Branding isn’t dead… but, now more than ever, it needs to be authentic!

  1. Augustine Fou says

    Hi Roger, thanks for the thoughtful article and the mention. I agree that branding is definitely more difficult today than it was even half a decade ago, because consumers are empowered with so much information and with honest reviews by peers, which outweigh brand claims by advertisers.

    the point about color is that yes, certain colors evoke certain memories and there are well documented studies of what people think when they see certain colors, or even what moods they would feel. But too many brands are bright candy apple red, too many brands are cool, calm ocean blue, too many brands are granny smith apple green. So in aggregate, it has become an ocean from which the user still has to choose. The way most people deal with information overload is to ignore it completely, until such time they need to find something. Then they search.

    And with “digital”, consumers are exposed to TONS more brands and logos, possibly 10X the number that they were exposed to before when they only saw branding on packages on store shelves. These days, everywhere you look. You get hit with it.

    So I agree with all your points. What we need to solve together for the advertisers is how to shorten the distance between the inspiration and the purchase. That’s how we will drive ROI for our clients.

    – Augustine

  2. Carolin Dahlman says

    As long as you know, understand, love and are yourself as a brand – and not try to fake it as Foe is warning about – you will be able to create a brand that awaken people’s emotions. The problem with brands as in “logos” is when a creative designer skip the step where you ask about the Inner Brand (passion, pride, purpose, personality) and just design something cool… To make hearts connect you need to know the heart of your brand.
    /Carolin, love branding expert

  3. Roger Dooley says

    Thanks for stopping by and adding your thoughts, Augustin. Both you and Carolin emphasize the need for substance in branding, and I agree completely.
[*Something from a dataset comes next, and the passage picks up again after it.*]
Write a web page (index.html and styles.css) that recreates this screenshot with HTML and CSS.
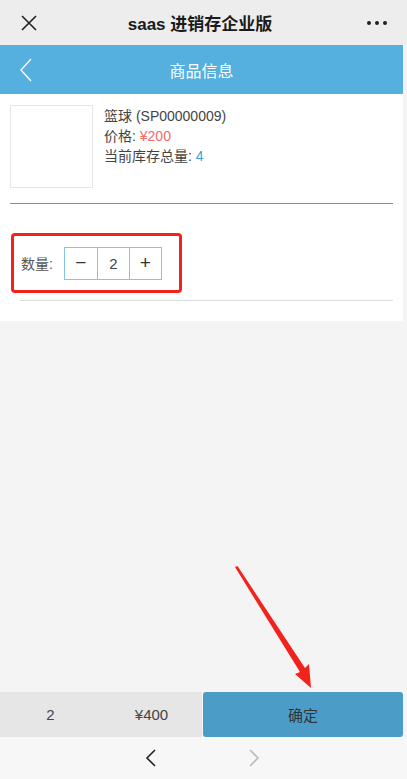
FILE: index.html
```html
<!DOCTYPE html>
<html>
<head>
  <meta charset="utf-8">
  <title>saas 进销存企业版</title>
  <link rel="stylesheet" href="styles.css">
</head>
<body>
  <div class="phone">
    <!-- wechat top bar -->
    <div class="wx-bar">
      <svg class="wx-close" width="16" height="16" viewBox="0 0 16 16">
        <path d="M1 1 L15 15 M15 1 L1 15" stroke="#222" stroke-width="1.6" fill="none"/>
      </svg>
      <div class="wx-title">saas 进销存企业版</div>
      <div class="wx-more"><span></span><span></span><span></span></div>
    </div>

    <div class="app">
      <div class="header">
        <svg class="back" width="12" height="24" viewBox="0 0 12 24">
          <path d="M11 1 L1 12 L11 23" stroke="#fff" stroke-width="1.3" fill="none"/>
        </svg>
        <div class="header-title">商品信息</div>
      </div>

      <div class="content">
        <div class="product">
          <div class="thumb"></div>
          <div class="info">
            <div>篮球 (SP00000009)</div>
            <div>价格: <span class="price">¥200</span></div>
            <div>当前库存总量: <span class="stock">4</span></div>
          </div>
        </div>
        <div class="line-blue"></div>

        <div class="qty-row">
          <label>数量:</label>
          <div class="stepper">
            <span class="sign">&minus;</span>
            <span>2</span>
            <span class="sign">+</span>
          </div>
        </div>
        <div class="line-gray"></div>
      </div>

      <div class="spacer"></div>

      <div class="footer">
        <div class="sum">2</div>
        <div class="sum">¥400</div>
        <button class="ok">确定</button>
      </div>
    </div>

    <div class="wx-nav">
      <svg width="12" height="20" viewBox="0 0 12 20">
        <path d="M10 2 L2 10 L10 18" stroke="#222" stroke-width="1.6" fill="none"/>
      </svg>
      <svg width="12" height="20" viewBox="0 0 12 20">
        <path d="M2 2 L10 10 L2 18" stroke="#bbb" stroke-width="1.6" fill="none"/>
      </svg>
    </div>

    <!-- red annotation arrow -->
    <svg class="arrow" width="407" height="779" viewBox="0 0 407 779">
      <polygon points="235,567 237.5,566 305,668 309,664 311,688 295,674 300,672" fill="#f2221c"/>
    </svg>
  </div>
</body>
</html>
```

FILE: styles.css
```css
* {
    box-sizing: border-box;
}

body {
    margin: 0;
    background-color: #f4f4f4;
    font-family: "Liberation Sans", "Noto Sans CJK SC", sans-serif;
    color: #444;
}

.phone {
    position: relative;
    width: 407px;
    height: 779px;
    display: flex;
    flex-direction: column;
}

.wx-bar {
    height: 45px;
    background-color: #ededed;
    display: flex;
    align-items: center;
    padding: 0 20px 0 21px;
}

.wx-close {
    display: block;
}

.wx-title {
    flex: 1;
    text-align: center;
    font-size: 17px;
    font-weight: bold;
    color: #1b1b1b;
    margin-right: 4px;
}

.wx-more {
    display: flex;
    gap: 4px;
}

.wx-more span {
    width: 4px;
    height: 4px;
    border-radius: 50%;
    background-color: #222;
}

.app {
    flex: 1;
    display: flex;
    flex-direction: column;
    margin-right: 4px;
}

.header {
    height: 49px;
    background-color: #55afdf;
    display: flex;
    align-items: center;
    padding-left: 20px;
}

.back {
    display: block;
}

.header-title {
    flex: 1;
    text-align: center;
    color: #fff;
    font-size: 16px;
    margin-right: 32px;
}

.content {
    background-color: #fff;
    padding: 11px 10px 20px 10px;
}

.product {
    display: flex;
}

.thumb {
    width: 83px;
    height: 83px;
    border: 1px solid #e6e6e6;
}

.info {
    margin-left: 11px;
    font-size: 14px;
    line-height: 20px;
    color: #444;
    margin-top: 1px;
}

.price {
    color: #ef6b5f;
}

.stock {
    color: #3c9fd6;
}

.line-blue {
    border-top: 1px solid #2fa6ef;
    margin: 15px 0 29px 0;
}

.qty-row {
    width: 171px;
    height: 60px;
    margin-left: 1px;
    border: 3px solid #f2221c;
    border-radius: 4px;
    display: flex;
    align-items: center;
    padding-left: 7px;
}

.qty-row label {
    font-size: 14px;
    color: #555;
    margin-right: 11px;
}

.stepper {
    display: flex;
    border: 1px solid #80c5e6;
}

.stepper span {
    width: 32px;
    height: 31px;
    display: flex;
    align-items: center;
    justify-content: center;
    font-size: 15px;
    color: #444;
}

.stepper .sign {
    font-size: 19px;
    color: #333;
}

.stepper span + span {
    border-left: 1px solid #80c5e6;
}

.line-gray {
    height: 1px;
    background-color: #dcdcdc;
    margin: 7px 0 0 10px;
}

.spacer {
    flex: 1;
}

.footer {
    height: 45px;
    display: flex;
}

.sum {
    width: 101px;
    background-color: #e6e6e6;
    display: flex;
    align-items: center;
    justify-content: center;
    font-size: 15px;
    color: #444;
}

.ok {
    flex: 1;
    margin-left: 1px;
    border: none;
    border-radius: 3px;
    background-color: #4b9dc8;
    color: #333;
    font-family: "Liberation Sans", "Noto Sans CJK SC", sans-serif;
    font-size: 15px;
}

.wx-nav {
    height: 42px;
    background-color: #f7f7f7;
    display: flex;
    align-items: center;
    justify-content: center;
    gap: 91px;
    padding-right: 3px;
}

.arrow {
    position: absolute;
    left: 0;
    top: 0;
    pointer-events: none;
}
```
    Advertising-driven branding isn’t completely done for, though – check out this video that shows brand perceptions of tweens. I think it’s fair to say that much of their recognition of those brands is driven not by direct experience with the products but by advertising.


  4. Andy Church says

    Great reaction to an incomplete article. As you rightly point out, transparency and user-generated content are now key levers that impact brand at the cash register. Any CEO that does not embrace the reality that policies, people and practice are true drivers of brand should wake up and have their secretary visit and learn the basics of transparency. Okay, I was kidding about that link. A good place to start would be Cluetrain manifesto.

  5. Fred H Schlegel says

    I think the confusion for designers comes into play when the ‘rules’ built around a logo or image override the actual message that is trying to be conveyed. Brand has never been about the rules of good logo presentation, it has been about the feeling your product, company and communication that is received. But folks who think they are not reacting strongly to relatively consistent packaging and design concepts should really try to imagine a world where those clues do not exist. Life would be much slower, complicated and frustrating.

  6. Tom Kasperski says

    Augustine Fou confuses “branding” with marketing communications. Branding is nothing more than the experience with a brand, not the consumption of a brand’s marketing communications.
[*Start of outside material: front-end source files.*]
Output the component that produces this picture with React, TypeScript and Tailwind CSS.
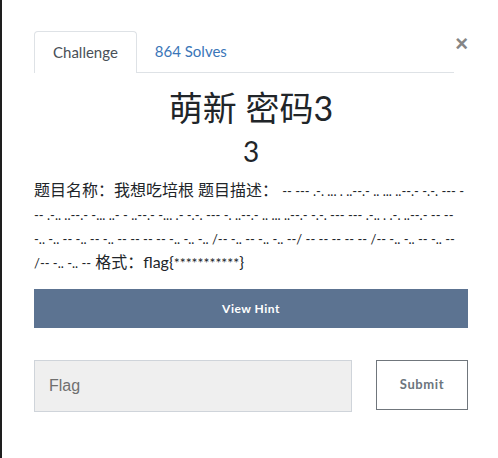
function Morse({ children }: { children: string }) {
  return <span className="text-[13px] leading-none">{children}</span>;
}

export default function App() {
  return (
    <div className="w-[498px] h-[458px] bg-white flex overflow-hidden font-['Lato','Noto_Sans_CJK_SC',sans-serif]">
      <div className="w-[2px] bg-[#1e1e1e] shrink-0" />
      <div className="flex-1 min-w-0 pl-[32px] pr-[30px] pt-[31px]">
        {/* tabs + close */}
        <div className="flex items-start">
          <div className="flex-1 flex border-b border-[#dee2e6] h-[42px]">
            <div className="h-[42px] px-[18px] border border-b-0 border-[#dee2e6] rounded-t-[4px] bg-white flex items-center text-[15px] text-[#495057] -mb-px">
              Challenge
            </div>
            <div className="h-[41px] px-[18px] flex items-center text-[15px] text-[#3a76b8]">
              864 Solves
            </div>
          </div>
          <button className="w-[14px] mt-[2px] text-[22px] leading-[22px] font-bold text-[#858585] text-right font-['Liberation_Sans',sans-serif]">
            ×
          </button>
        </div>

        {/* title */}
        <h1 className="mt-[15px] text-center text-[34px] leading-[40px] text-[#212529]">萌新 密码3</h1>
        <h2 className="mt-[6px] text-center text-[28px] leading-[34px] text-[#212529]">3</h2>

        {/* description */}
        <div className="mt-[10px] text-[16px] text-[#212529] whitespace-nowrap">
          <div className="h-[24px] leading-[24px]">
            题目名称：我想吃培根 题目描述： <Morse>-- --- .-. ... . ..--.- .. ... ..--.- -.-. --- -</Morse>
          </div>
          <div className="h-[24px] leading-[24px]">
            <Morse>-- .-.. ..--.- -... ..- - ..--.- -... .- -.-. --- -. ..--.- .. ... ..--.- -.-. --- --- .-.. . .-. ..--.- -- --</Morse>
          </div>
          <div className="h-[24px] leading-[24px]">
            <Morse>-.. -.. -- -.. -- -.. -- -- -- -- -.. -.. -.. /-- -.. -- -.. -.. --/ -- -- -- -- -- /-- -.. -.. -- -.. --</Morse>
          </div>
          <div className="h-[24px] leading-[24px]">
            <Morse>/-- -.. -.. --</Morse> 格式：flag{'{'}
            <span className="text-[14px] leading-none">***********</span>
            {'}'}
          </div>
        </div>

        {/* hint */}
        <button className="mt-[15px] w-full h-[39px] bg-[#5c7391] text-white text-[12px] font-bold tracking-[0.5px]">
          View Hint
        </button>

        {/* flag form */}
        <div className="mt-[32px] flex items-start justify-between">
          <input
            placeholder="Flag"
            className="w-[318px] h-[52px] bg-[#efefef] border border-[#cfd4da] px-[14px] text-[16px] font-['Liberation_Sans',sans-serif] placeholder:text-[#6f6f6f] outline-none"
          />
          <button className="w-[92px] h-[50px] border border-[#70767c] text-[#6c757d] text-[13px] font-bold tracking-[0.6px] bg-white">
            Submit
          </button>
        </div>
      </div>
    </div>
  );
}
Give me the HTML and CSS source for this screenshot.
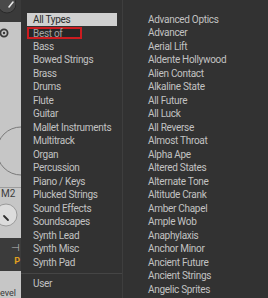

    Writing a full article based on the misunderstanding of a term, or best, narrow interpretation of the term, seems like a waste of key pecks.

  7. Russ Tate says

    This is indeed an interesting debate. However, I think part of the problem is that, in my opinion, there is a big difference between “branding” and “marketing.” They are not the same thing, yet they are often lumped together, as you have done here.

    In a nutshell, Branding builds awareness – your example, the blue Tiffany box raises heartbeats 20%. That’s great, but how many of them ran out and purchased something at Tiffany’s? Did anyone measure that? You can’t (unless you follow every single one of them or follow up – which, on a large scale would cost billions).
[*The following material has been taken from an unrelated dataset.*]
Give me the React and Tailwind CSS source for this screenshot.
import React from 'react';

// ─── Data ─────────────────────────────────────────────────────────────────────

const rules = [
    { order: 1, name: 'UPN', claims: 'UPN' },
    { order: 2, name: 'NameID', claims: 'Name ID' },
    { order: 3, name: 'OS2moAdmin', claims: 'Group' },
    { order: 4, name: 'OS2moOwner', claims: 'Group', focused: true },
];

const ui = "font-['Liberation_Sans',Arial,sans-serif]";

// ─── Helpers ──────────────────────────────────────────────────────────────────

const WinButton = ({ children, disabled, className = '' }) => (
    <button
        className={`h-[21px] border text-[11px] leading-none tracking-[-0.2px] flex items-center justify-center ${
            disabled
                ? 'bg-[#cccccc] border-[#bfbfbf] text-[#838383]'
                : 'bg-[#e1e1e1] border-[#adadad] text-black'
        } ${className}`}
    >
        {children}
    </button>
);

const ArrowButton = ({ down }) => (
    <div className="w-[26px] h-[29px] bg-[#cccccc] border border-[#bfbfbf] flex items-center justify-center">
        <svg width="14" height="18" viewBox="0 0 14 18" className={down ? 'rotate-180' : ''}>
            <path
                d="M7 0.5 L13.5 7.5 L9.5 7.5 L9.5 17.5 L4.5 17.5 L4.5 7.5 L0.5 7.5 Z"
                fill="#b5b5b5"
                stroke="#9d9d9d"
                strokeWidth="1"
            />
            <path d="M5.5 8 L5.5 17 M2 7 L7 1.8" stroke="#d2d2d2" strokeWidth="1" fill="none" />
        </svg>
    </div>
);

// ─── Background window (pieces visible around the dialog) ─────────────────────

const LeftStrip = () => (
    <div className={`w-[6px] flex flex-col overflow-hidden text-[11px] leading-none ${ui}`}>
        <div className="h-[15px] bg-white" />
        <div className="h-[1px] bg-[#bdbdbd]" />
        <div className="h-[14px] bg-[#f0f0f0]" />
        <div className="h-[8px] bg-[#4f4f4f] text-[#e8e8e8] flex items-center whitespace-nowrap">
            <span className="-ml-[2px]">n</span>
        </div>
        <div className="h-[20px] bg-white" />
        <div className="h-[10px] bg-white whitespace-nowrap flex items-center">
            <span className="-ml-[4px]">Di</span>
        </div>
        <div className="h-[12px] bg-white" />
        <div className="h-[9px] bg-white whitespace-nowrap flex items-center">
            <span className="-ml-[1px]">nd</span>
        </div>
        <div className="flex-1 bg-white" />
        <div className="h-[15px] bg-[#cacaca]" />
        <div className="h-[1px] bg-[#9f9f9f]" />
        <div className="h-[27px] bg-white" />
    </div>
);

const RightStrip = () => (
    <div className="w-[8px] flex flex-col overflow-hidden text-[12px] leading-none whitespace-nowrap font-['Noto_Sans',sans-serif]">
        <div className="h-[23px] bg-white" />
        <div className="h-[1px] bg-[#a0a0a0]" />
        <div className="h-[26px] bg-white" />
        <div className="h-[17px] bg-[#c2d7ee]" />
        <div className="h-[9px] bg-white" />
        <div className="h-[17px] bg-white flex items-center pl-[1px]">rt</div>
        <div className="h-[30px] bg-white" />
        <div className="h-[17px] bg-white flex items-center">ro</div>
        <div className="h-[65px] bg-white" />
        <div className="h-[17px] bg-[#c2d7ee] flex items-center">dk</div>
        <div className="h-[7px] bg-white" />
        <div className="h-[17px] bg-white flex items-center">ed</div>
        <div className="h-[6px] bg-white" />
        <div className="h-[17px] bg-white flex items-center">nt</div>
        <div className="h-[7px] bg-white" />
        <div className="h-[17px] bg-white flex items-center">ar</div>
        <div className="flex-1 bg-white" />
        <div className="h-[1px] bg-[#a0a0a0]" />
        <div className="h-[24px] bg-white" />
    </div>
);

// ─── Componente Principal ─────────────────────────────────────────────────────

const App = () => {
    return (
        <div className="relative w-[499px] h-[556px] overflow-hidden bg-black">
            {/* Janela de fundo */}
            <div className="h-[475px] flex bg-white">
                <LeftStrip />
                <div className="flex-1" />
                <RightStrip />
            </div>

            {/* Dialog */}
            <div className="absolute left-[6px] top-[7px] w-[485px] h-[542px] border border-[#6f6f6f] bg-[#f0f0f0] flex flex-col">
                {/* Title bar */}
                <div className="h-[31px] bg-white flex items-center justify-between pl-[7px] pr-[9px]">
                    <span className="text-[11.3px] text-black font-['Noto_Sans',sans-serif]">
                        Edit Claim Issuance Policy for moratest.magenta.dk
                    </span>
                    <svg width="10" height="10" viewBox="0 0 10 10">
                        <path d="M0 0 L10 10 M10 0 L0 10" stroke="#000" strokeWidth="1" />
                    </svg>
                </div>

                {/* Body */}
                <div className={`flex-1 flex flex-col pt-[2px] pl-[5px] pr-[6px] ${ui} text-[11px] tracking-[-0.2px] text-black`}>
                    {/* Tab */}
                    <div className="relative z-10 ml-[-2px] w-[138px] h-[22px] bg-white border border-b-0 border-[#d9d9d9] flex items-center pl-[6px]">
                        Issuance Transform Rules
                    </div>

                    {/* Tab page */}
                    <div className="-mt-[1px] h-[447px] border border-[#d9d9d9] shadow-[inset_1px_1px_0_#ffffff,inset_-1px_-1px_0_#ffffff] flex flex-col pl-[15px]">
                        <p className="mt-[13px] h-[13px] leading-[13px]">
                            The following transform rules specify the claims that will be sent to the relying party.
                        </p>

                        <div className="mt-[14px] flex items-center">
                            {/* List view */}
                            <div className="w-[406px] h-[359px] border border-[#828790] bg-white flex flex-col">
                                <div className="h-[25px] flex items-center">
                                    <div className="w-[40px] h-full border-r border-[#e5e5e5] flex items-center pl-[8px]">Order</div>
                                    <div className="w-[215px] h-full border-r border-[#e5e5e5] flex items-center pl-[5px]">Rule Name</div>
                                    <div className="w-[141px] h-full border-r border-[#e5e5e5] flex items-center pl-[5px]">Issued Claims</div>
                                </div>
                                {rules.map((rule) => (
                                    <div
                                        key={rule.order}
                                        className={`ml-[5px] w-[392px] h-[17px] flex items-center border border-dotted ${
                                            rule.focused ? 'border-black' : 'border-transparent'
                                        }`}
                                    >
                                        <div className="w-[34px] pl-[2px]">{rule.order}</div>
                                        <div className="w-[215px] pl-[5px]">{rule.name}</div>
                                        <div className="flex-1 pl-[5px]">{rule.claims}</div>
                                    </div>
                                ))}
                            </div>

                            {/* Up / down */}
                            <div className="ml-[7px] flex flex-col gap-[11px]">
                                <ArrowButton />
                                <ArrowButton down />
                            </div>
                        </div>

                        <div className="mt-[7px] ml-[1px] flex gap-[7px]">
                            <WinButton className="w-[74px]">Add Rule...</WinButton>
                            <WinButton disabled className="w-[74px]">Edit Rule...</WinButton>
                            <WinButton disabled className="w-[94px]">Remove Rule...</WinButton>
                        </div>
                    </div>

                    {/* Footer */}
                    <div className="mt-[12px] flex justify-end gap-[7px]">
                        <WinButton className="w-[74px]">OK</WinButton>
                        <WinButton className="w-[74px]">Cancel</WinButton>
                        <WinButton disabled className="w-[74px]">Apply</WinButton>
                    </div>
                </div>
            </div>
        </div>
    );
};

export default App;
    Marketing, on the other hand, is giving people a messaging/information about a product or service that will affect their behavior and hopefully get them to make a purchase. You gave a perfect example of that right after the Tiffany example. “Adding prominent “bargain” signs to regularly-priced products in stores can boost sales…”

    This is marketing – affecting behavior at the point of purchase is a proven, viable and successful tactic. This is not branding (as it is currently practised). Branding is all about awareness (Tiffany’s blue) and awareness doesn’t necessarily sell more stuff. As Burger King if all the critically acclaimed, award winning Creepy King “branding” work has helped them gain on McDonald. The answer is no. In fact, they’ve fallen even further behind their arch rival. But I’ll bet they are selling a lot of $1.00 Whopper Juniors right now (marketing, not branding). Maybe they should do more marketing that affects behavior and get’s people to buy now (I’m hungry, what’ll I do?), instead of spraying shaving cream on sleeping college students, or showing off Spongebob’s square butt (branding/awareness). Just a thought.

  8. Ryan Janssen says


    Nice post. Obviously most extreme positions like this don’t hold up to much scrutiny. I did do a post last week though, that takes a historical look at how technology has affected our relationship with brands and I think it indicates that things are becoming increasingly difficult. “How to Train a 6 Year-Old to Hate Brands”:

  9. Katrina VanHuss says

    I am wondering if brand as a concept is being made an ineffectual tool, as so many practitioners use the concept to build a “brand” on a product or service that does not support the claims of the artificially created brand. “Savvy” was used in this article to imply “sophisticated” and perhaps “wise.” I think a better term would have been “exposed.” That the youngsters were aware of a brand doesn’t mean they were making a value judgement. A true savvy consumer knows that a brand is a creation of a marketing department, not necessarily a reflection of the product or service. As an industry, we are shooting outselves in the foot and destroying the credibility of our industry by not insisting that the brand we build is an accurate reflection of the product or service we represent. Fun topic.

  10. Andrae Denaro says

    Hi Roger,

    I totally agree with your post. NOt just a brand need to be authentic, it must be coherent.

    For this reason I’m probably the only man on the net who believe that adding a camera to the iPod was a mistake:

    1. Roger Dooley says

      Andrea, considering the maturity of the iPod brand and product, extending its functions now is perhaps less risky from a brand coherence standpoint. Just about every piece of portable electronics gear will probably support a camera before too long. Kind of like phones – you buy the phone for its communication ability, but you probably expect it to have a camera feature for those impulse shots. Then again, if the iPod starts resembling an electronic Swiss Army Knife, I agree that it starts to lose its key attribute: ease of use and simplicity.